Baik Rumah Aspirasi maupun PPTB bukan alat Pemerintah untuk melakukan upaya cuci tangan buang badan atau bukan merupakan sarana/prasarana untuk menutupi kegagalan melaksanakan tugas pokok dan fungsi pemerintah, akan tetapi merupakan suatu pembuktian dari suatu kegagalan pemerintah beserta kebijakannya.
Tidak diketahui secara pasti akronim (singkatan) nama lembaga pengusaha tersebut sama persis dengan salah satu nama unit kerja yang ada di Kementerian Perhubungan yaitu Pusat Pengelolaan Transportasi Berkelanjutan (PPTB), apakah hanya merupakan suatu kebetulan ataukah merupakan anugerah Tuhan yang diturunkan melalui pikiran pelaku usaha pertambangan supaya berdoa agar Pemerintah ingat rakyat hingga mampu untuk melaksanakan konsep pembangungan berkelanjutan (Sustuinable Deplovment).
Kedua lembaga tersebut (Rumah Aspirasi/PPTB) menunjukan adanya panggung pertunjukan anekdot politik kepentingan kekuasaan murahan dengan tampilan sosok pemerintah sebagai pelaku utama yang menodai dan/atau memperkosa norma dan/atau kaidah hukum perizinan, dimana adanya sikap Pemerintah tanpa alasan yang mendasar melarang dilaksanakan sesuatu kegiatan yang telah dihalalkan untuk dilaksanakan.
Sepertinya suatu sikap yang telah dengan sengaja dilaksanakan guna untuk menutupi kegagalan demi kegagalan penetapan kebijakan, dan lucunya lagi tidak nampak dengan jelas adanya upaya Pemerintah Provinsi Jambi meminta penjelasan dari pihak Kementerian Perhubungan sebagai Pengguna Anggaran waktu itu menyangkut penyebab gagalnya penyelesaian Pelabuhan Samudera Ujung Jabung beserta instrument pembangunan lainnya berupa jalan khusus dengan pembangunan menggunakan system recycling.
Pengalokasian anggaran yang bersumber dari APBN dan diikuti dengan APBD Provinsi Jambi (kedua-duanya pada tahun anggaran 2012) serta Hibah Tanah asset Pemerintah Provinsi Jambi seluas 120.000 M2 (Seratus Dua Puluh Ribu Meter Persegi/Dua Belas Hektar-2023), sama sekali tidak mampu memberikan manfaat apa-apa bagi kepentingan masyarakat ataupun tujuan negara.
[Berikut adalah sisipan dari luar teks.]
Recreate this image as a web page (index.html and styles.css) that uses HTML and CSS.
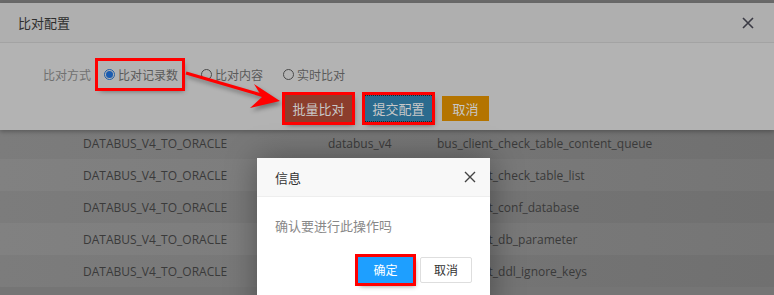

Sepertinya deretan polemik demi polemik tersebut merupakan petunjuk dari Tuhan Yang Maha Esa yang memberikan isyarat bahwa persoalan-persoalan dimaksud tidak akan pernah berakhir selama Pemerintah tidak pernah mempunyai keberanian untuk berlaku jujur baik pada masyarakat maupun pada negara terutama pada diri sendiri, dengan tanpa membungkus sederetan kegagalan demi kepentingan Politik Kekuasaan.
Kejujuran yang mampu melihat perbedaan ataupun jurang pemisah (gap) antara kepentingan publik dengan kepentingan politik kekuasaan, hingga tidak menjadikan kebijakan terjepit diantara dua kepentingan dimaksud serta tidak menjadikan hukum tanpa roh dan jiwa atau hanya sekedar pelengkap administrative keberadaan sebuah kekuasaan Pemerintahan.
Sekecil-kecilnya ketentuan Pasal 5 ayat (2) Peraturan Daerah Provinsi Jambi Nomor 13 tahun 2012 tentang Pengaturan Pengangkutan Batubara Dalam Provinsi Jambi adalah bagian dari Hierarki Hukum yang memiliki sifat mengikat, mengatur dan memaksa.
Apalagi jika berbicara menyangkut tentang Undang-Undang Pertambangan, sepertinya norma dan kaidah hukum perizinan benar-benar telah dianggap sebagai mainan usang di tangan anak kecil, atau suatu keadaan yang menunjukan adanya suatu pertunjukan anekdot picisan dimana setelah menghalalkan sesuatu yang terlarang, pemerintah untuk menutupi kegagalan demi kegagalan telah dengan sengaja membuat kebijakan yang kembali melarang sesuatu yang telah dihalalkan.